---- Data extract
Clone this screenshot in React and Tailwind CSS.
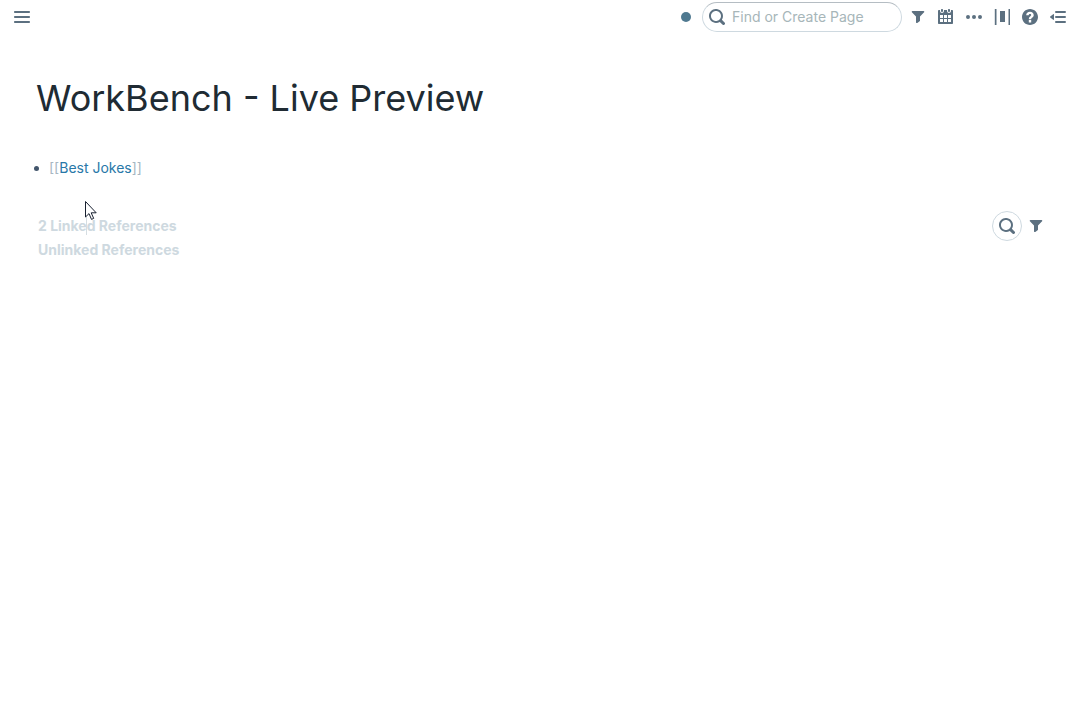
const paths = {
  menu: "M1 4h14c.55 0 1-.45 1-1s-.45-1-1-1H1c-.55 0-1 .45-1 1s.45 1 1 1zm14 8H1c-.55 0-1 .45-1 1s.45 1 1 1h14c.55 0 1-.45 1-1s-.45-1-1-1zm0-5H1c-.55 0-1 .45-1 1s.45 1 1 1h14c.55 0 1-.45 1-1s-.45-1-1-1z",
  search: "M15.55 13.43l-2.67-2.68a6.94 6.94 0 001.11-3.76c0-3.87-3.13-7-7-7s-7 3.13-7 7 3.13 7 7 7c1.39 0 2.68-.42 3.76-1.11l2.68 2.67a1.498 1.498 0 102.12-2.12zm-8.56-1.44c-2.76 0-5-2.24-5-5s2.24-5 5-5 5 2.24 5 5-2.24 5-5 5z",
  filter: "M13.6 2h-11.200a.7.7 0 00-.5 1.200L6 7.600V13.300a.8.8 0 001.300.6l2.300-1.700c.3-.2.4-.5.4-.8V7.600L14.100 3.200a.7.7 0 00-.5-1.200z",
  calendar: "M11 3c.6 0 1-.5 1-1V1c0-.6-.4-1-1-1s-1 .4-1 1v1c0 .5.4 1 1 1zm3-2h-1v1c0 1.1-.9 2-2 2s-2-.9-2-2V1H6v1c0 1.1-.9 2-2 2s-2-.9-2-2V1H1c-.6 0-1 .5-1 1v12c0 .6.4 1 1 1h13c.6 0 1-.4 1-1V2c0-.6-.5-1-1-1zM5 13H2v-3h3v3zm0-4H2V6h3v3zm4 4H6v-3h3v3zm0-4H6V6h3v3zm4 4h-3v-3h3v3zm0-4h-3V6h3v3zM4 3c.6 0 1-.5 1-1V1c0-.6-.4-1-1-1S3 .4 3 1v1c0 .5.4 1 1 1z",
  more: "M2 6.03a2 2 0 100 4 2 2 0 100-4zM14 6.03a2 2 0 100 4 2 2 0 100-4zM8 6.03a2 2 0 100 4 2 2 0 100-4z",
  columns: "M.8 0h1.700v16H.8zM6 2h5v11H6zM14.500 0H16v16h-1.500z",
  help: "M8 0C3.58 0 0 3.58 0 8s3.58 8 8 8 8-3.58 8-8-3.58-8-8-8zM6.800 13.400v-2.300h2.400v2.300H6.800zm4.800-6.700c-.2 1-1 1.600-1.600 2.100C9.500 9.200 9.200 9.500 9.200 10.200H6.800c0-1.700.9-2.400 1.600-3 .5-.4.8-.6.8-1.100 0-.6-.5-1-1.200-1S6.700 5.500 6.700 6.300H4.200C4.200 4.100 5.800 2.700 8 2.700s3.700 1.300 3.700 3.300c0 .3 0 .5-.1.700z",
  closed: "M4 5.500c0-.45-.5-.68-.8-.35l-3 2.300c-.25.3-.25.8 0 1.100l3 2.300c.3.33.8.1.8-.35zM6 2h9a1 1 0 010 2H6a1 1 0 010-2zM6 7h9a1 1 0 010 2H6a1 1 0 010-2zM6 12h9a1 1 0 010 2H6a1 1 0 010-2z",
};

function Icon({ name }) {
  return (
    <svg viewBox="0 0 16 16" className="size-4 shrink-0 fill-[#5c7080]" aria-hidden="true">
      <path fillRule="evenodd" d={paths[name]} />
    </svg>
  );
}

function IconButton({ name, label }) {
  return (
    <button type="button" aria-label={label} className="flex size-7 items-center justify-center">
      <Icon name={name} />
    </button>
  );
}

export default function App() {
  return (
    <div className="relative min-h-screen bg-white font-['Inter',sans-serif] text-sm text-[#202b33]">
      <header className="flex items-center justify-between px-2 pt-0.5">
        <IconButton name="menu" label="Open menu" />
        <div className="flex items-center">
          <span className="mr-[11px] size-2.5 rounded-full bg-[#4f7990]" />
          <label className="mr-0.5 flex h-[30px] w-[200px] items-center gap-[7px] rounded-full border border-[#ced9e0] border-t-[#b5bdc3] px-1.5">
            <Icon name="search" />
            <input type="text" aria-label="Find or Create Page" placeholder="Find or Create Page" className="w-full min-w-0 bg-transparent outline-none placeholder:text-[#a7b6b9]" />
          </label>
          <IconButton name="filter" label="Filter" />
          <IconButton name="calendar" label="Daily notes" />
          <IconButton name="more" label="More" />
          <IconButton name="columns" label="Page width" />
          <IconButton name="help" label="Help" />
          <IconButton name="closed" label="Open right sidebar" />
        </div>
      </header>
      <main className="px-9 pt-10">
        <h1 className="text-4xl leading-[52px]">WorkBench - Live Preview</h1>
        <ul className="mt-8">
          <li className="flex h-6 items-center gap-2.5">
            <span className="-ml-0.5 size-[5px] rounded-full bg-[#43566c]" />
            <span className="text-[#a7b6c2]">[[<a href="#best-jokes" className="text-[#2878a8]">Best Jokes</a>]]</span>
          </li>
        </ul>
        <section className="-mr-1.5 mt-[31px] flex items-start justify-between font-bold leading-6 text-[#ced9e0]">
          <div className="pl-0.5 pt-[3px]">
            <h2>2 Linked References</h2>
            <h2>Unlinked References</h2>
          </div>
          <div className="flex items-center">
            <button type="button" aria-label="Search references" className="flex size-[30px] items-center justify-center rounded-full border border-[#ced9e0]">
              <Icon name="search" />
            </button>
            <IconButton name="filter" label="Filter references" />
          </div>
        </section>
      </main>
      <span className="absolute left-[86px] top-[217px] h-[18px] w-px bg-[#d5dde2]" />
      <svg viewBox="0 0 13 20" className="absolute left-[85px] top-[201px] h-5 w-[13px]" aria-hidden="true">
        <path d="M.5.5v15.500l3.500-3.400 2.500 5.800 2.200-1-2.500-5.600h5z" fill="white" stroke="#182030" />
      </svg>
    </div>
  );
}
--------
What is being asked: Images in the data above are to be skipped. Retype all other material exactly.

Finished exercise:
Clone this screenshot in React and Tailwind CSS.
const paths = {
  menu: "M1 4h14c.55 0 1-.45 1-1s-.45-1-1-1H1c-.55 0-1 .45-1 1s.45 1 1 1zm14 8H1c-.55 0-1 .45-1 1s.45 1 1 1h14c.55 0 1-.45 1-1s-.45-1-1-1zm0-5H1c-.55 0-1 .45-1 1s.45 1 1 1h14c.55 0 1-.45 1-1s-.45-1-1-1z",
  search: "M15.55 13.43l-2.67-2.68a6.94 6.94 0 001.11-3.76c0-3.87-3.13-7-7-7s-7 3.13-7 7 3.13 7 7 7c1.39 0 2.68-.42 3.76-1.11l2.68 2.67a1.498 1.498 0 102.12-2.12zm-8.56-1.44c-2.76 0-5-2.24-5-5s2.24-5 5-5 5 2.24 5 5-2.24 5-5 5z",
  filter: "M13.6 2h-11.200a.7.7 0 00-.5 1.200L6 7.600V13.300a.8.8 0 001.300.6l2.300-1.700c.3-.2.4-.5.4-.8V7.600L14.100 3.200a.7.7 0 00-.5-1.200z",
  calendar: "M11 3c.6 0 1-.5 1-1V1c0-.6-.4-1-1-1s-1 .4-1 1v1c0 .5.4 1 1 1zm3-2h-1v1c0 1.1-.9 2-2 2s-2-.9-2-2V1H6v1c0 1.1-.9 2-2 2s-2-.9-2-2V1H1c-.6 0-1 .5-1 1v12c0 .6.4 1 1 1h13c.6 0 1-.4 1-1V2c0-.6-.5-1-1-1zM5 13H2v-3h3v3zm0-4H2V6h3v3zm4 4H6v-3h3v3zm0-4H6V6h3v3zm4 4h-3v-3h3v3zm0-4h-3V6h3v3zM4 3c.6 0 1-.5 1-1V1c0-.6-.4-1-1-1S3 .4 3 1v1c0 .5.4 1 1 1z",
  more: "M2 6.03a2 2 0 100 4 2 2 0 100-4zM14 6.03a2 2 0 100 4 2 2 0 100-4zM8 6.03a2 2 0 100 4 2 2 0 100-4z",
  columns: "M.8 0h1.700v16H.8zM6 2h5v11H6zM14.500 0H16v16h-1.500z",
  help: "M8 0C3.58 0 0 3.58 0 8s3.58 8 8 8 8-3.58 8-8-3.58-8-8-8zM6.800 13.400v-2.300h2.400v2.300H6.800zm4.800-6.700c-.2 1-1 1.600-1.600 2.100C9.500 9.200 9.200 9.500 9.200 10.200H6.800c0-1.700.9-2.400 1.600-3 .5-.4.8-.6.8-1.100 0-.6-.5-1-1.200-1S6.700 5.500 6.700 6.300H4.200C4.200 4.100 5.800 2.700 8 2.700s3.700 1.300 3.700 3.300c0 .3 0 .5-.1.700z",
  closed: "M4 5.500c0-.45-.5-.68-.8-.35l-3 2.300c-.25.3-.25.8 0 1.100l3 2.300c.3.33.8.1.8-.35zM6 2h9a1 1 0 010 2H6a1 1 0 010-2zM6 7h9a1 1 0 010 2H6a1 1 0 010-2zM6 12h9a1 1 0 010 2H6a1 1 0 010-2z",
};

function Icon({ name }) {
  return (
    <svg viewBox="0 0 16 16" className="size-4 shrink-0 fill-[#5c7080]" aria-hidden="true">
      <path fillRule="evenodd" d={paths[name]} />
    </svg>
  );
}

function IconButton({ name, label }) {
  return (
    <button type="button" aria-label={label} className="flex size-7 items-center justify-center">
      <Icon name={name} />
    </button>
  );
}

export default function App() {
  return (
    <div className="relative min-h-screen bg-white font-['Inter',sans-serif] text-sm text-[#202b33]">
      <header className="flex items-center justify-between px-2 pt-0.5">
        <IconButton name="menu" label="Open menu" />
        <div className="flex items-center">
          <span className="mr-[11px] size-2.5 rounded-full bg-[#4f7990]" />
          <label className="mr-0.5 flex h-[30px] w-[200px] items-center gap-[7px] rounded-full border border-[#ced9e0] border-t-[#b5bdc3] px-1.5">
            <Icon name="search" />
            <input type="text" aria-label="Find or Create Page" placeholder="Find or Create Page" className="w-full min-w-0 bg-transparent outline-none placeholder:text-[#a7b6b9]" />
          </label>
          <IconButton name="filter" label="Filter" />
          <IconButton name="calendar" label="Daily notes" />
          <IconButton name="more" label="More" />
          <IconButton name="columns" label="Page width" />
          <IconButton name="help" label="Help" />
          <IconButton name="closed" label="Open right sidebar" />
        </div>
      </header>
      <main className="px-9 pt-10">
        <h1 className="text-4xl leading-[52px]">WorkBench - Live Preview</h1>
        <ul className="mt-8">
          <li className="flex h-6 items-center gap-2.5">
            <span className="-ml-0.5 size-[5px] rounded-full bg-[#43566c]" />
            <span className="text-[#a7b6c2]">[[<a href="#best-jokes" className="text-[#2878a8]">Best Jokes</a>]]</span>
          </li>
        </ul>
        <section className="-mr-1.5 mt-[31px] flex items-start justify-between font-bold leading-6 text-[#ced9e0]">
          <div className="pl-0.5 pt-[3px]">
            <h2>2 Linked References</h2>
            <h2>Unlinked References</h2>
          </div>
          <div className="flex items-center">
            <button type="button" aria-label="Search references" className="flex size-[30px] items-center justify-center rounded-full border border-[#ced9e0]">
              <Icon name="search" />
            </button>
            <IconButton name="filter" label="Filter references" />
          </div>
        </section>
      </main>
      <span className="absolute left-[86px] top-[217px] h-[18px] w-px bg-[#d5dde2]" />
      <svg viewBox="0 0 13 20" className="absolute left-[85px] top-[201px] h-5 w-[13px]" aria-hidden="true">
        <path d="M.5.5v15.500l3.500-3.400 2.500 5.800 2.200-1-2.500-5.600h5z" fill="white" stroke="#182030" />
      </svg>
    </div>
  );
}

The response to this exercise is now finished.